■ **EXERCISE GOAL**
Only the number is wanted: count the lines that include the word "styles".

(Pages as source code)

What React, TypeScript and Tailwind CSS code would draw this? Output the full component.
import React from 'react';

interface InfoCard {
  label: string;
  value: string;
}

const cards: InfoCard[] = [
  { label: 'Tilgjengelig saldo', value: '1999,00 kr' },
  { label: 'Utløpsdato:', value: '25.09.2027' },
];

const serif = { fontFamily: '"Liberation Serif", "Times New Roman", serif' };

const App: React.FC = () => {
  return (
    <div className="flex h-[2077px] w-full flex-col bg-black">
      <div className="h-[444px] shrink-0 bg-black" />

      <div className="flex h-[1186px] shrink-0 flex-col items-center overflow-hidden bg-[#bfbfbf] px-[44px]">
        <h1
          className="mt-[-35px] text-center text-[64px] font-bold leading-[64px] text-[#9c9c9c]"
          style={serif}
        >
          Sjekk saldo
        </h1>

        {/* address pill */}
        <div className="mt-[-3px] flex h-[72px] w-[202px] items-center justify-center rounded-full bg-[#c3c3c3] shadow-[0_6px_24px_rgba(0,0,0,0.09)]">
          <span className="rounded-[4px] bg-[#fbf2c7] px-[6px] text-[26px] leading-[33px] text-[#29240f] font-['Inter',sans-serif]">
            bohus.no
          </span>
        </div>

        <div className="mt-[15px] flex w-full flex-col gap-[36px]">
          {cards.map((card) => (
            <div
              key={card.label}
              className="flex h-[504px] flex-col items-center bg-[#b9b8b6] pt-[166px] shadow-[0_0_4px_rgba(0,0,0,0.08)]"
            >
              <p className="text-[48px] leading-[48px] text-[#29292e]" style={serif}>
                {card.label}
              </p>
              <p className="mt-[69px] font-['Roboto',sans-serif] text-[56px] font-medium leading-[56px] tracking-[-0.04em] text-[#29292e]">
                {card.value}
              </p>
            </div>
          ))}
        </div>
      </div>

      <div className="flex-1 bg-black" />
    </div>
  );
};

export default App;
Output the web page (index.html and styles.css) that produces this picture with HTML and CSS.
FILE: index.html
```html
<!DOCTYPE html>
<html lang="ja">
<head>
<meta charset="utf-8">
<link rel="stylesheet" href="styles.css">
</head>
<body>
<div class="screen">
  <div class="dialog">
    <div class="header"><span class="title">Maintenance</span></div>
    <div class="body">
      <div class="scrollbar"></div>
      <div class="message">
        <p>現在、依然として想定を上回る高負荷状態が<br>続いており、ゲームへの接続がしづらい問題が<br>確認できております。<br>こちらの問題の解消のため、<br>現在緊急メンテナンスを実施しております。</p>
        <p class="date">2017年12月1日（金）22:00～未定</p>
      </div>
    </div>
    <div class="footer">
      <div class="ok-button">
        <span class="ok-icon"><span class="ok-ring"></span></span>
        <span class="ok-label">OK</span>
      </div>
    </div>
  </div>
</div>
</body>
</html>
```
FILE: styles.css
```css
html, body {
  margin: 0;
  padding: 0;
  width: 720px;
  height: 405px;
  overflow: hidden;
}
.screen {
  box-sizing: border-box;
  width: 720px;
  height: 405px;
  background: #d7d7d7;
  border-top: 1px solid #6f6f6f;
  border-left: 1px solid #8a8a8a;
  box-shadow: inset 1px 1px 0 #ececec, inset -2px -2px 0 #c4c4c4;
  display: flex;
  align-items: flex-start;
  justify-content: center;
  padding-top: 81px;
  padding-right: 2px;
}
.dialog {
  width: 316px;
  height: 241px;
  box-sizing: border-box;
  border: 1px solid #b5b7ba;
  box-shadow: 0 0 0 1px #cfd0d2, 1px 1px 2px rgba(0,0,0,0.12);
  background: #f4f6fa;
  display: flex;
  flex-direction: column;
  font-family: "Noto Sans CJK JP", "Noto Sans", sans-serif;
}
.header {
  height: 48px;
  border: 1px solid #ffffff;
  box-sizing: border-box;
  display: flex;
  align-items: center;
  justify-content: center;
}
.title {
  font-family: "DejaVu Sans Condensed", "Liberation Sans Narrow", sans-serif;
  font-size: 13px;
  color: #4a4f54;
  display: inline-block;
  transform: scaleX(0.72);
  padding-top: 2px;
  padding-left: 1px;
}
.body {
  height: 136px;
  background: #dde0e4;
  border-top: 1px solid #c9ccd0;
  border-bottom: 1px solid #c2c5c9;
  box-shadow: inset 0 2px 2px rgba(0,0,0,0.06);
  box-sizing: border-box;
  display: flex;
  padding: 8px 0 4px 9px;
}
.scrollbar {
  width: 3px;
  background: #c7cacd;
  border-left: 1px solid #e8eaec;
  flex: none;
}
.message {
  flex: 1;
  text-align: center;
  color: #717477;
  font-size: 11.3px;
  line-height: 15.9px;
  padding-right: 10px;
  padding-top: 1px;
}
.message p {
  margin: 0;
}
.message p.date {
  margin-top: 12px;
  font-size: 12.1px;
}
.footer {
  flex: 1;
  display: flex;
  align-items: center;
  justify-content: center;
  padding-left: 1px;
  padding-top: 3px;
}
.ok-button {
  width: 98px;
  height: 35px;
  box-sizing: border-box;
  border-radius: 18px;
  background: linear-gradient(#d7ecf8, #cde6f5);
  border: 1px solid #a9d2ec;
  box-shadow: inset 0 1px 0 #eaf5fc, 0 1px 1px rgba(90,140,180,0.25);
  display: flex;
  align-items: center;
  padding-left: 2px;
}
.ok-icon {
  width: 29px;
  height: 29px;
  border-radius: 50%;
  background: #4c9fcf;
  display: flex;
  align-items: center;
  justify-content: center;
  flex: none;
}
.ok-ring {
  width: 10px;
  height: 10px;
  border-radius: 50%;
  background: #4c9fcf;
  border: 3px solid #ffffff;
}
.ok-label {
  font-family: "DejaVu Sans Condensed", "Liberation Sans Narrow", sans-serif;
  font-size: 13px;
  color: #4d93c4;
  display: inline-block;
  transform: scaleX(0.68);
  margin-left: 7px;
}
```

■ **WORKED SOLUTION**
3